What is required:
Leave out the pictures and reproduce all of the data exactly.

Given data:
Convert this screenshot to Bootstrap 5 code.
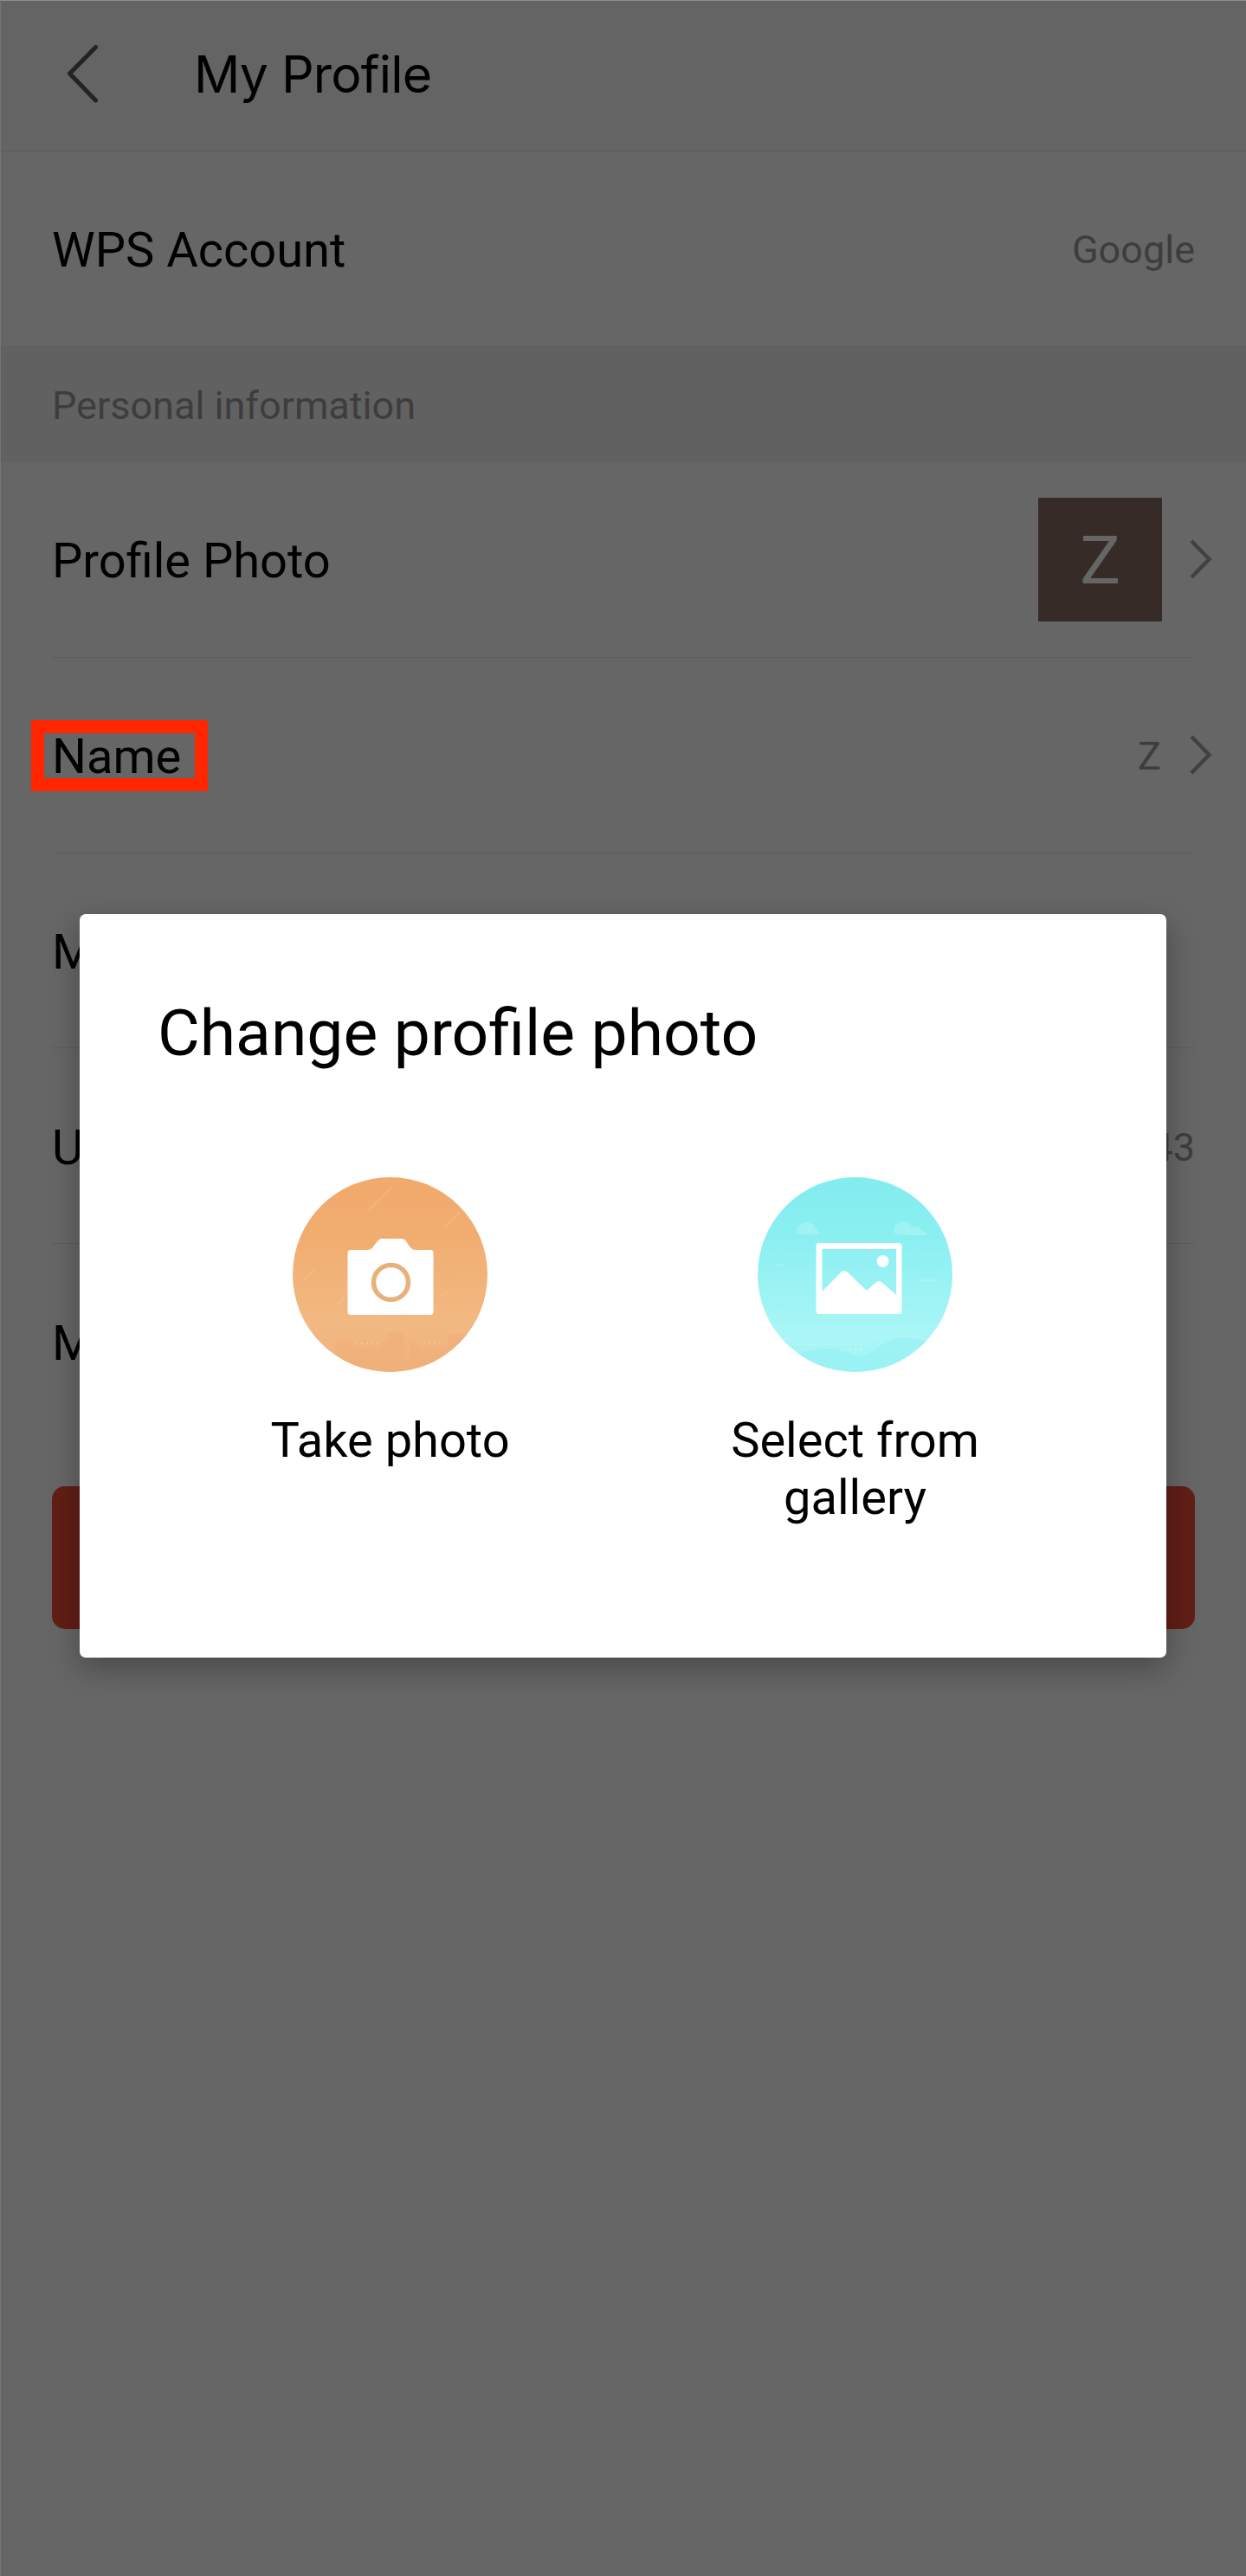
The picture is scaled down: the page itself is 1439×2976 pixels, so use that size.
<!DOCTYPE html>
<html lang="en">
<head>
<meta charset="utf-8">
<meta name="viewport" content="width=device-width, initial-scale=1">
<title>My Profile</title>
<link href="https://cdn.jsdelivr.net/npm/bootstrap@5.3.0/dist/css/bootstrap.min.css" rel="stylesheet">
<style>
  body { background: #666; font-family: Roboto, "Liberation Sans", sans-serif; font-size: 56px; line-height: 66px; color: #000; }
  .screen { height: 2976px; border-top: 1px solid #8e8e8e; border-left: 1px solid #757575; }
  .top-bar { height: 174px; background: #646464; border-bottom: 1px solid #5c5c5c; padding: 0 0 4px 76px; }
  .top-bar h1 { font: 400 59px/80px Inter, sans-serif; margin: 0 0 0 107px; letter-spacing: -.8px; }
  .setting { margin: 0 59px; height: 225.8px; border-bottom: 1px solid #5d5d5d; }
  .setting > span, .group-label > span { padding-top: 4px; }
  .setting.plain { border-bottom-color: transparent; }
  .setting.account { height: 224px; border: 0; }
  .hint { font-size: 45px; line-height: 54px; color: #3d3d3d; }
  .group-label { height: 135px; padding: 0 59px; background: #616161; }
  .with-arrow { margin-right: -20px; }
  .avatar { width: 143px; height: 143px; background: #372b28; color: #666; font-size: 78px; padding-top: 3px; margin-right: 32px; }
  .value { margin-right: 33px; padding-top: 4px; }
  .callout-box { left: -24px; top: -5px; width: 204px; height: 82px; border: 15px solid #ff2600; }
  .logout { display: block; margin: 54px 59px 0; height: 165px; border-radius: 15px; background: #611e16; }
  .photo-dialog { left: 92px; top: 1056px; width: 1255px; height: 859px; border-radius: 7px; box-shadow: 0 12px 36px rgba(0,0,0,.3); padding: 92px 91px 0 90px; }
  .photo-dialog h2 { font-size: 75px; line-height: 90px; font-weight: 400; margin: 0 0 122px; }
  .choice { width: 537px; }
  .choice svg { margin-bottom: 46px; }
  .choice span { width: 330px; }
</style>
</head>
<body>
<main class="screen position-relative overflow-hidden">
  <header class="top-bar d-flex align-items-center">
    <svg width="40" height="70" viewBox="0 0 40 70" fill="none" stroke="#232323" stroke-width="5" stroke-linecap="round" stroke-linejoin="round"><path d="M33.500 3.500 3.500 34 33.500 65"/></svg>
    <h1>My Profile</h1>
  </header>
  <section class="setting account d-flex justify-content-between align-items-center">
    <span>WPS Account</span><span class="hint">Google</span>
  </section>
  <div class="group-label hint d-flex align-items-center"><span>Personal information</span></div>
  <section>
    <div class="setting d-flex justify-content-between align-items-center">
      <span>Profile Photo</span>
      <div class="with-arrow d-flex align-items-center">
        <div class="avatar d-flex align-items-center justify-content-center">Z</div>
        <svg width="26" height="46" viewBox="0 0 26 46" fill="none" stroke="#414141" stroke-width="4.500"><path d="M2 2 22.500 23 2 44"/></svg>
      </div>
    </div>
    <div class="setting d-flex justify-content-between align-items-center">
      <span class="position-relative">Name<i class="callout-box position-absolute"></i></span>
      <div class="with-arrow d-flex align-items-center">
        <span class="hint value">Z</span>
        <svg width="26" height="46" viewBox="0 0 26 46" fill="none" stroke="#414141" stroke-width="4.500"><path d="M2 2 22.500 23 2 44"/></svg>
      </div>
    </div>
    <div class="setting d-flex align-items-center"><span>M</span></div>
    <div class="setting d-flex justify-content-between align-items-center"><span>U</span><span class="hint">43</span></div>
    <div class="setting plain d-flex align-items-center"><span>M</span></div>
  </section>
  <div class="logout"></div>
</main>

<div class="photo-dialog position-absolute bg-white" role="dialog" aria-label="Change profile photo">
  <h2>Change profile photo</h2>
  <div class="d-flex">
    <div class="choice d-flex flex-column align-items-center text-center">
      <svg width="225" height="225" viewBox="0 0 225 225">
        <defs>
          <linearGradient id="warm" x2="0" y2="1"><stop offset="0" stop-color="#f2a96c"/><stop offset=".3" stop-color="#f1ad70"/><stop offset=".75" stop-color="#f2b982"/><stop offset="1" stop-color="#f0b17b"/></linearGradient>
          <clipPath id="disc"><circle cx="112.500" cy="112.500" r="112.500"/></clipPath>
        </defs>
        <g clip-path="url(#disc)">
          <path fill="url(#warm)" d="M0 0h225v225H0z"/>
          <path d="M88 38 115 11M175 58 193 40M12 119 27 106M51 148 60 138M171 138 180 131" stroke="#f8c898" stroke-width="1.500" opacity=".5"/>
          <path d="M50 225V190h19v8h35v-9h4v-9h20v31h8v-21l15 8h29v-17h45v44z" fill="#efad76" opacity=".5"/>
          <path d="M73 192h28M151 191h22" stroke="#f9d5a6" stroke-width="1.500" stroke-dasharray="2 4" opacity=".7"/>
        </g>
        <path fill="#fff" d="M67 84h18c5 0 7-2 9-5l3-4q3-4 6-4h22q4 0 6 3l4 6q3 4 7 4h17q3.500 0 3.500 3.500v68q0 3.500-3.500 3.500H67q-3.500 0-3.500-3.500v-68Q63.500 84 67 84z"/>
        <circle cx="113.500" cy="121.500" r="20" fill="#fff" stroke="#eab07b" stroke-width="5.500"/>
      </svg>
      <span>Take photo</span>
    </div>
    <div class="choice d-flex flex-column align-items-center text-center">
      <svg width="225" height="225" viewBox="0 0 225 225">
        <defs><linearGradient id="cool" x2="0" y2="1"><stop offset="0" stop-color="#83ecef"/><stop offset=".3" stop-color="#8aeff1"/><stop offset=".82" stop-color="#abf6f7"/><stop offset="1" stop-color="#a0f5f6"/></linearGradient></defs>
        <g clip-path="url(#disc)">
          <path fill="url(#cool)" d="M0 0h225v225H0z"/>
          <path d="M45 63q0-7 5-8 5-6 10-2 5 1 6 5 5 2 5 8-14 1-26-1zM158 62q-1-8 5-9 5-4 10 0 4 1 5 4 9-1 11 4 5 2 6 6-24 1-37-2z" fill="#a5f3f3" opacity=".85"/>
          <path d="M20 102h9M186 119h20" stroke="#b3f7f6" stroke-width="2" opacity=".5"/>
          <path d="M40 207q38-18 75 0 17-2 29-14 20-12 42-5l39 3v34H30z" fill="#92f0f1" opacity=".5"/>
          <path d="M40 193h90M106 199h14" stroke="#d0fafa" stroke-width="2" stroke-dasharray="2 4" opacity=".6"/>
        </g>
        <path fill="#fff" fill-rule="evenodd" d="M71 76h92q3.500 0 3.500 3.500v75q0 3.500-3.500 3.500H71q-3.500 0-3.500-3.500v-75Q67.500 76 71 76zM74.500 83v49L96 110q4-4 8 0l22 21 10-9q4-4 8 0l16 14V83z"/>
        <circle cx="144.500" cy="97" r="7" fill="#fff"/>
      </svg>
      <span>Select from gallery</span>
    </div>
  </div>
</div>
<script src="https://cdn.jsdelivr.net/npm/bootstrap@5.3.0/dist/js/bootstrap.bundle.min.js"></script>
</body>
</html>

Solution:
Convert this screenshot to Bootstrap 5 code.
The picture is scaled down: the page itself is 1439×2976 pixels, so use that size.
<!DOCTYPE html>
<html lang="en">
<head>
<meta charset="utf-8">
<meta name="viewport" content="width=device-width, initial-scale=1">
<title>My Profile</title>
<link href="https://cdn.jsdelivr.net/npm/bootstrap@5.3.0/dist/css/bootstrap.min.css" rel="stylesheet">
<style>
  body { background: #666; font-family: Roboto, "Liberation Sans", sans-serif; font-size: 56px; line-height: 66px; color: #000; }
  .screen { height: 2976px; border-top: 1px solid #8e8e8e; border-left: 1px solid #757575; }
  .top-bar { height: 174px; background: #646464; border-bottom: 1px solid #5c5c5c; padding: 0 0 4px 76px; }
  .top-bar h1 { font: 400 59px/80px Inter, sans-serif; margin: 0 0 0 107px; letter-spacing: -.8px; }
  .setting { margin: 0 59px; height: 225.8px; border-bottom: 1px solid #5d5d5d; }
  .setting > span, .group-label > span { padding-top: 4px; }
  .setting.plain { border-bottom-color: transparent; }
  .setting.account { height: 224px; border: 0; }
  .hint { font-size: 45px; line-height: 54px; color: #3d3d3d; }
  .group-label { height: 135px; padding: 0 59px; background: #616161; }
  .with-arrow { margin-right: -20px; }
  .avatar { width: 143px; height: 143px; background: #372b28; color: #666; font-size: 78px; padding-top: 3px; margin-right: 32px; }
  .value { margin-right: 33px; padding-top: 4px; }
  .callout-box { left: -24px; top: -5px; width: 204px; height: 82px; border: 15px solid #ff2600; }
  .logout { display: block; margin: 54px 59px 0; height: 165px; border-radius: 15px; background: #611e16; }
  .photo-dialog { left: 92px; top: 1056px; width: 1255px; height: 859px; border-radius: 7px; box-shadow: 0 12px 36px rgba(0,0,0,.3); padding: 92px 91px 0 90px; }
  .photo-dialog h2 { font-size: 75px; line-height: 90px; font-weight: 400; margin: 0 0 122px; }
  .choice { width: 537px; }
  .choice svg { margin-bottom: 46px; }
  .choice span { width: 330px; }
</style>
</head>
<body>
<main class="screen position-relative overflow-hidden">
  <header class="top-bar d-flex align-items-center">
    <svg width="40" height="70" viewBox="0 0 40 70" fill="none" stroke="#232323" stroke-width="5" stroke-linecap="round" stroke-linejoin="round"><path d="M33.500 3.500 3.500 34 33.500 65"/></svg>
    <h1>My Profile</h1>
  </header>
  <section class="setting account d-flex justify-content-between align-items-center">
    <span>WPS Account</span><span class="hint">Google</span>
  </section>
  <div class="group-label hint d-flex align-items-center"><span>Personal information</span></div>
  <section>
    <div class="setting d-flex justify-content-between align-items-center">
      <span>Profile Photo</span>
      <div class="with-arrow d-flex align-items-center">
        <div class="avatar d-flex align-items-center justify-content-center">Z</div>
        <svg width="26" height="46" viewBox="0 0 26 46" fill="none" stroke="#414141" stroke-width="4.500"><path d="M2 2 22.500 23 2 44"/></svg>
      </div>
    </div>
    <div class="setting d-flex justify-content-between align-items-center">
      <span class="position-relative">Name<i class="callout-box position-absolute"></i></span>
      <div class="with-arrow d-flex align-items-center">
        <span class="hint value">Z</span>
        <svg width="26" height="46" viewBox="0 0 26 46" fill="none" stroke="#414141" stroke-width="4.500"><path d="M2 2 22.500 23 2 44"/></svg>
      </div>
    </div>
    <div class="setting d-flex align-items-center"><span>M</span></div>
    <div class="setting d-flex justify-content-between align-items-center"><span>U</span><span class="hint">43</span></div>
    <div class="setting plain d-flex align-items-center"><span>M</span></div>
  </section>
  <div class="logout"></div>
</main>

<div class="photo-dialog position-absolute bg-white" role="dialog" aria-label="Change profile photo">
  <h2>Change profile photo</h2>
  <div class="d-flex">
    <div class="choice d-flex flex-column align-items-center text-center">
      <svg width="225" height="225" viewBox="0 0 225 225">
        <defs>
          <linearGradient id="warm" x2="0" y2="1"><stop offset="0" stop-color="#f2a96c"/><stop offset=".3" stop-color="#f1ad70"/><stop offset=".75" stop-color="#f2b982"/><stop offset="1" stop-color="#f0b17b"/></linearGradient>
          <clipPath id="disc"><circle cx="112.500" cy="112.500" r="112.500"/></clipPath>
        </defs>
        <g clip-path="url(#disc)">
          <path fill="url(#warm)" d="M0 0h225v225H0z"/>
          <path d="M88 38 115 11M175 58 193 40M12 119 27 106M51 148 60 138M171 138 180 131" stroke="#f8c898" stroke-width="1.500" opacity=".5"/>
          <path d="M50 225V190h19v8h35v-9h4v-9h20v31h8v-21l15 8h29v-17h45v44z" fill="#efad76" opacity=".5"/>
          <path d="M73 192h28M151 191h22" stroke="#f9d5a6" stroke-width="1.500" stroke-dasharray="2 4" opacity=".7"/>
        </g>
        <path fill="#fff" d="M67 84h18c5 0 7-2 9-5l3-4q3-4 6-4h22q4 0 6 3l4 6q3 4 7 4h17q3.500 0 3.500 3.500v68q0 3.500-3.500 3.500H67q-3.500 0-3.500-3.500v-68Q63.500 84 67 84z"/>
        <circle cx="113.500" cy="121.500" r="20" fill="#fff" stroke="#eab07b" stroke-width="5.500"/>
      </svg>
      <span>Take photo</span>
    </div>
    <div class="choice d-flex flex-column align-items-center text-center">
      <svg width="225" height="225" viewBox="0 0 225 225">
        <defs><linearGradient id="cool" x2="0" y2="1"><stop offset="0" stop-color="#83ecef"/><stop offset=".3" stop-color="#8aeff1"/><stop offset=".82" stop-color="#abf6f7"/><stop offset="1" stop-color="#a0f5f6"/></linearGradient></defs>
        <g clip-path="url(#disc)">
          <path fill="url(#cool)" d="M0 0h225v225H0z"/>
          <path d="M45 63q0-7 5-8 5-6 10-2 5 1 6 5 5 2 5 8-14 1-26-1zM158 62q-1-8 5-9 5-4 10 0 4 1 5 4 9-1 11 4 5 2 6 6-24 1-37-2z" fill="#a5f3f3" opacity=".85"/>
          <path d="M20 102h9M186 119h20" stroke="#b3f7f6" stroke-width="2" opacity=".5"/>
          <path d="M40 207q38-18 75 0 17-2 29-14 20-12 42-5l39 3v34H30z" fill="#92f0f1" opacity=".5"/>
          <path d="M40 193h90M106 199h14" stroke="#d0fafa" stroke-width="2" stroke-dasharray="2 4" opacity=".6"/>
        </g>
        <path fill="#fff" fill-rule="evenodd" d="M71 76h92q3.500 0 3.500 3.500v75q0 3.500-3.500 3.500H71q-3.500 0-3.500-3.500v-75Q67.500 76 71 76zM74.500 83v49L96 110q4-4 8 0l22 21 10-9q4-4 8 0l16 14V83z"/>
        <circle cx="144.500" cy="97" r="7" fill="#fff"/>
      </svg>
      <span>Select from gallery</span>
    </div>
  </div>
</div>
<script src="https://cdn.jsdelivr.net/npm/bootstrap@5.3.0/dist/js/bootstrap.bundle.min.js"></script>
</body>
</html>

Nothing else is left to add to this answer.